Further Developments
- Government of India Act, 1919: Local self-government made a “transferred subject” under dyarchy.
- But since finance was a reserved subject, Indian ministers lacked funds to make real progress.
- Government of India Act, 1935:
- Finance portfolio now came under popular ministries.
- Provinces passed new Acts, giving more powers and funds to local bodies.
- This helped local bodies grow stronger and more effective.
Local Government in Independent India
When India became free, Mahatma Gandhi’s vision strongly influenced the debate:
- He believed in village swaraj and decentralisation of power.
- Strengthening village panchayats, for him, was the soul of Indian democracy.
However, when the Constitution was drafted:
- Local government was placed under Directive Principles of State Policy (Article 40), not as a fundamental structure.
- Article 40 directed states to organise village panchayats as self-governing units.
Why was it not given constitutional importance in 1950?
- Partition turmoil: Nehru and others felt India needed a strong centralised state for unity.
- Ambedkar’s caution: He feared that caste-dominated villages might misuse power and become centres of oppression instead of justice.
Post-Independence Initiatives
- Community Development Programme (1952): Aimed at socio-economic upliftment of villages through cooperative and democratic methods.
- National Extension Service (1953): Expanded the community development approach.
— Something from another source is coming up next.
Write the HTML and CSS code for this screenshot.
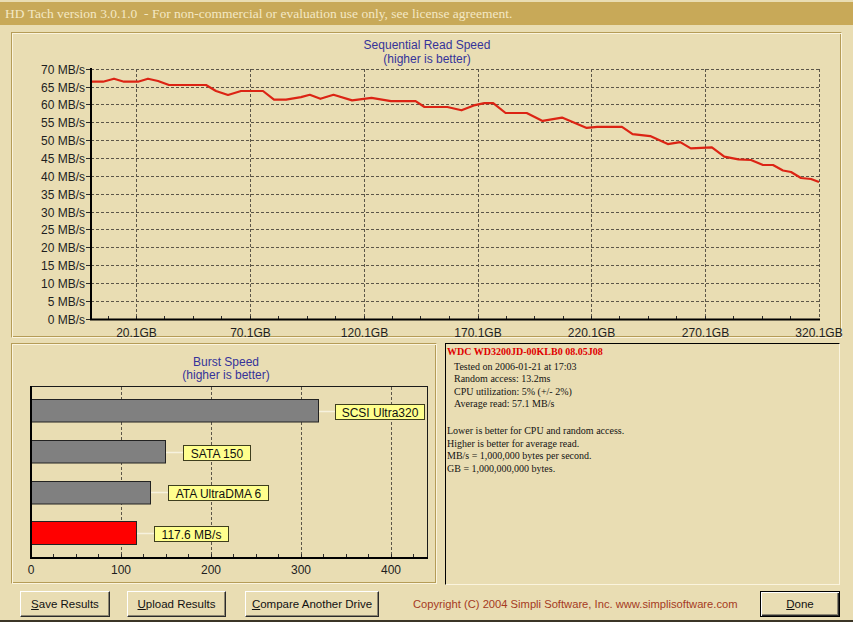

- 73rd and 74th Constitutional Amendments (1992–93):
- Gave constitutional status to Panchayats (rural) and Municipalities (urban).
- Marked the true realisation of Gandhi’s vision of grassroots democracy.
Conclusion
- Local self-government in India began as a colonial necessity (finance and control).
- It gradually evolved into a training ground for Indian leaders through Ripon’s reforms.
- The 1919 and 1935 Acts linked it with broader constitutional reforms.
- After independence, it became a cornerstone of India’s democratic system, especially after the 73rd and 74th Amendments.
👉 Thus, what began as a reluctant experiment by the British became one of the strongest pillars of modern Indian democracy.